Romania is a country of incredible landscapes. And Turda Gorge is certainly one of the most striking of all — though it seems relatively unknown to many travellers. It wasn’t until I was doing some photo location research that we learned of the place. Blown away by the Tolkien-esque scene, we had to check it out. Hiking Turda Gorge became a priority; and as it turns out, it’s far more than just a pretty picture.
Cheile Turzii, as it’s known in Romanian, is a natural reserve roughly 40 kilometres south of Cluj-Napoca, Transylvania’s capital city. When compared to the dramatic mountains elsewhere in Romania, the terrain around Cluj is rather uneventful. Long expanses of soft, rolling hills make up the countryside.
Yet only a few minutes from the town of Turda is a staggering limestone canyon, begging to be explored. Over thousands of years, erosion has carved through the earth here and the result is an adventurers paradise.
Hiking Turda Gorge
Unlike some of the more intense, multi-day hikes found in Romania, hiking Turda Gorge is relatively easy for the average person. There are several routes to choose from, ranging in distance and difficulty. The easiest of all is to simply walk through the bottom of the gorge itself.
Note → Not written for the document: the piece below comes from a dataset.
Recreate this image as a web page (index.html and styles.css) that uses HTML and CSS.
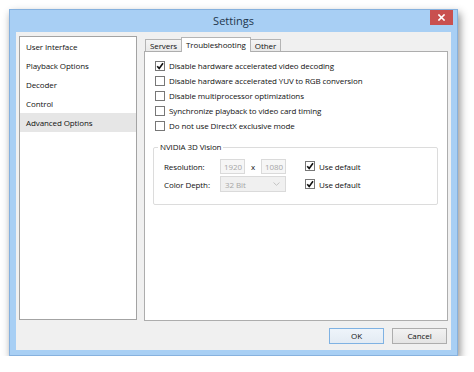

Follow the cool path that follows a tranquil stream, flanked by precipitous stone walls. Several small bridges and steel cables in certain spots make any sketchy areas passable by almost any able-bodied person. The hike from one end to the other takes roughly 1 1/2 hours; more or less depending on how much you take in the scenery.
Over the Top for Spectacular Views
Hiking over the top is where things get a little more challenging. As we had planned several activities during our visit, we chose the shortest route over the west side of the gorge and returned through the canyon floor. According to the posted signs, the distance is 6 km and should take 4 1/2 hours. I’m not sure how accurate the distance is, but the timing, including the return walk along the stream, was close to the posted time of 4 1/2 hours.
The hike itself was wonderful. The first half had a relatively steady climb through light bush along a well-marked trail. Nearing the top of the gorge, the trees opened up to breathtaking views — or maybe I was just out of breath from the climb. Either way, from the top, one can overlook the surrounding countryside in almost every direction and see for miles. The view is worth every sweaty step.
Over the top of the west ridge, we encountered a herd of water buffalo grazing in a meadow. The path cut straight through them, so we approached with caution. Most of the females and calves backed away, but one large bull stood his ground and faced us. He didn’t appear aggressive, though it was clear he wasn’t planning on letting us through. Not to disturb them further, we simply cut around the meadow through some rather thorny bushes and carried on our way.
Down to the Valley
The walk down was much more direct. A large portion of it was steep, straight dirt run through some trees. This was the most challenging part of the entire hike, as the loose dirt made for a slippery descent. Once at the bottom, we exited the trees and found ourselves standing before the view that first piqued our interest in Turda Gorge.
We sat in the grass and relaxed in the late-morning sun. And just as I began setting up my camera gear, a flock of sheep wandered into the valley from behind. As they wobbled awkwardly by — as sheep do —they made their way to drink from the flowing creek. It couldn’t have been a more perfect scene.
Once we regained some energy, we continued onward through the gorge. I would highly recommend following this method. That is, climbing over the top first, and returning through the canyon. The climb isn’t too strenuous early in the day, but I imagine it gets far more difficult in the afternoon heat. Relaxing in the cool shade of the gorge is a perfect way to end the hike.
Other Activities at Turda Gorge
For those seeking a little more excitement, Turda Gorge is a great place for many activities. When we were taking in the spectacular views from the top, we saw several people paragliding high above the canyon. As well, the east side of the gorge is one of the top rock climbing spots in Romania. We watched for quite some time as one individual made their way up the dizzying rock face.
When we arrived back at the main parking lot, several mountain bikers were gearing up as well. And finally, the frequent scream of those flying down the massive zip-line could be heard overhead.
Otherwise, for those who just want to relax in a beautiful setting, there is tons of room to lay in the grass and enjoy a picnic. And if you forgot the basket, no worries; there are food carts selling delicious Romanian snacks!
How to Get to Turda Gorge from Cluj
As we quite often mention, our favourite way to get around Romania is by renting a car and having the freedom to explore at your leisure. Turda Gorge would make a great addition to our Romanian road trip itinerary!
Otherwise, to get to Turda Gorge from Cluj, simply take one of the regular buses from Cluj to the town of Turda. From here, take another bus to the town of Cheia, and walk or hitchhike the remaining few kilometres to the gorge. Alternatively, you can hire a taxi to take you the full journey from Turda to the gorge.
As well, several tour operators based in Cluj offer day trips that include a visit to Turda Gorge and Salina Turda — the fascinating salt mine-turned amusement park!